Power BI offer six options for Join Type when merging tables.
Left Outer – All data from the first table, matching data from second
This is the typical result achieved through VLOOKUP in Excel. In the example of a Sales table of all sales for the month merged with a Product table containing a list of all product information, this would be a great way to pull in product name, price and cost based on the product ID in the Sales table. If a product wasn’t sold that month, it will not be pulled through into the merge. However, if there was a sale for a product not in the product list, this sale will still be pulled through into the merge, just with empty fields for product name, price, etc.

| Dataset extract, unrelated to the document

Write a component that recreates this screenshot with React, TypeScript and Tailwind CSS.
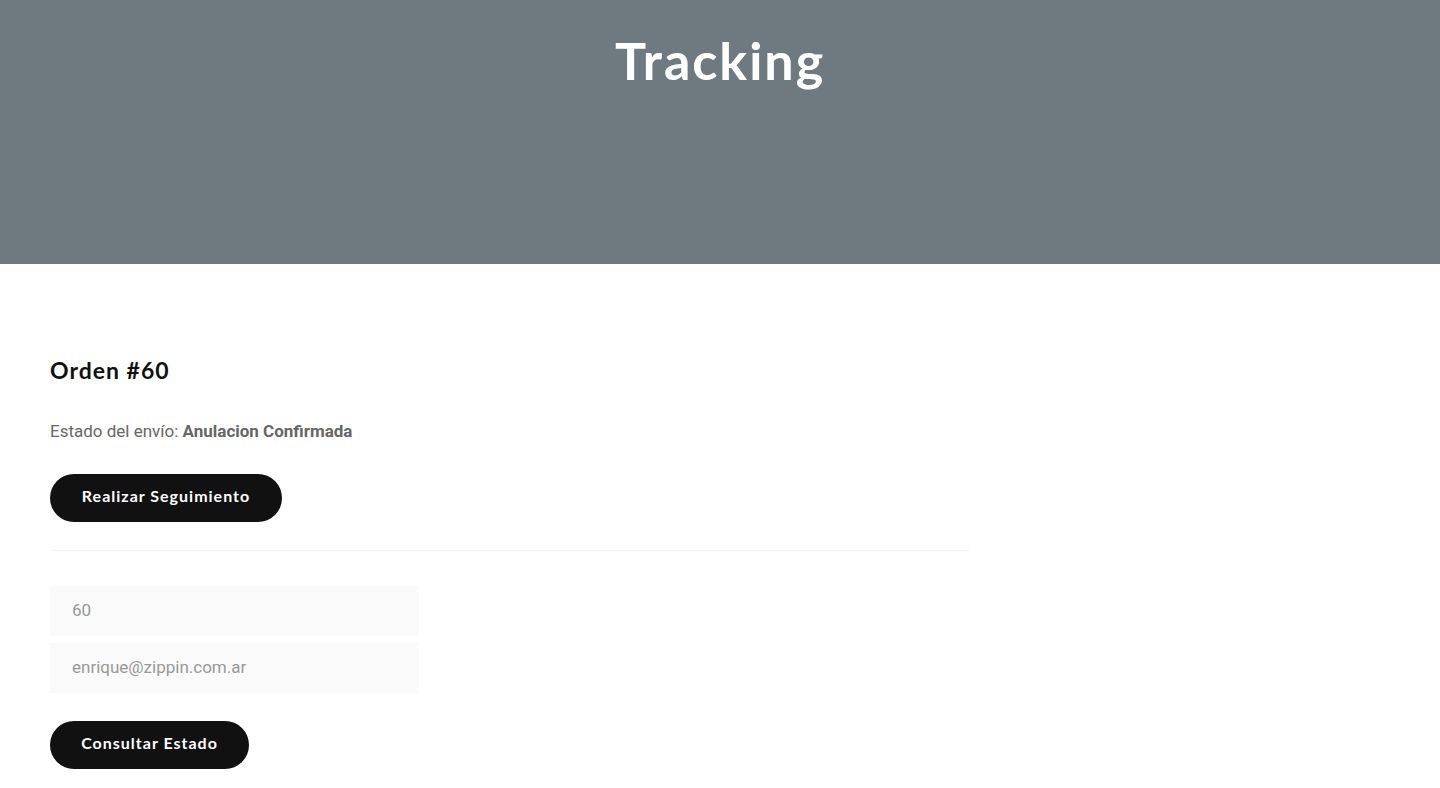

Right Outer – All data from second table, matching data from first
This is similar to the Left Outer join, but when your tables are in reverse order.
Full Outer – All rows from both
This is useful if you want to see empty data. In the Sales and Product table’s example above, this would also pull through the product information for snow boots and shovels, even if there were no sales for them in February. The columns for sales date, etc. would be empty.
Inner – Only matching rows
This is a great way to filter your data while merging with additional columns. Continuing the example from above, this could be useful for someone from the clothing department. They start with the Sales table of all sales of all products for the entire company. Then they merge with a Clothing Products table which only has the products from their department. An Inner join will result in a table with sales and product info for clothing products only if they were sold that month.
Left Anti – Rows only in first table
This is a great way to filter your data. Because it pulls through rows only in the first table, you won’t get any additional columns. In the example above we could merge the Sales table with a list of products available on the website. The Left Anti join will leave us with only the sales for products that are not available online, thereby showing us the most popular products that we might want to make available on the website.
Right Anti – Rows only in second table
This achieves similar results to the Left Anti join but with the tables in reverse order.
Improper Technique: Merge adds rows
For merge tables with a Left Outer join, the second/right table should have unique values in the column(s) you select as the matching columns.
For example:
Consider the below two tables, merging them as a Left Outer Join, using the Key columns as the matching columns.
Merging with:
Desired Result:
(No added rows)
Ideally, we want to have the same number of rows that we started with - one for each country. However, what do we put for USA ranking?
There are duplicates in the Key column in the second table, so when we do a Merge, Power BI or Excel won't know which row to choose for Key 1.
Options without adding rows are:
2 (count of rankings)
Good (first ranking)
Average (last ranking)
These are all AGGREGATIONS of our data, and I do NOT recommend doing an aggregate merge as it can decrease the overall performance of your query.
So, if we do an expanded Left Outer Merge, what will our actual result be?
Actual Result:
(Added rows)
In the image below, you can see that when we expand the Ranking column from our second table, this adds two extra rows to our data!
The impact of this on your report can be as catastrophic as failing to merge like a zip on the road.
Proper Technique: Use Unique Key
To achieve the desired result, we must use a UNIQUE KEY column as the matching column for our Table 2 merge. You can use the Column distribution in Power Query to see if the first 1000 rows of your column has unique values, and the Column profile to easily identify which values are NOT unique:
Ideally, you would have a unique key in your data set. This might mean you need to combine two (or more) columns, such as:
- Country, Region
- Order Number, Order Line
- Date, Time
If you don't have a unique key in your dataset, consider WHY you are doing this merge and WHAT information you wish to report on. In some cases, you may want the duplicate rows (note this is very uncommon).
In this example, I only care to display the latest ranking, so I need to ensure my data is sorted, and then remove the duplicates only on the column (or columns) which will be used in the matching for the merge. Note there are no exact duplicates when we look at the entire table - each ranking for Key 1 is different.
We need to focus only on the Key column to remove the duplicates. Let's assume this data has come in date order, so no need to sort. So, we can remove all duplicate Key values, leaving us only with the first row of each Key:
To remove duplicates:
- Select the column or columns that will be used as the matching column(s) in the Merge.
- With the columns selected, in the Home tab > Remove Rows > Remove Duplicates.
- Note the formula bar - this operation only looks at the SELECTED COLUMNS, in this case "Key", to decide which duplicates to remove, and keeps the top row only.
Now, we can perform our merge.
And expand the Ranking column:
Our final result still has only 4 rows:
Conclusion
When doing a Merge in Power Query, we must use a Unique Key if we do NOT want to duplicate records of our data. To keep things simple, that unique key must typically be in the second/right table of the Merge for any join kind.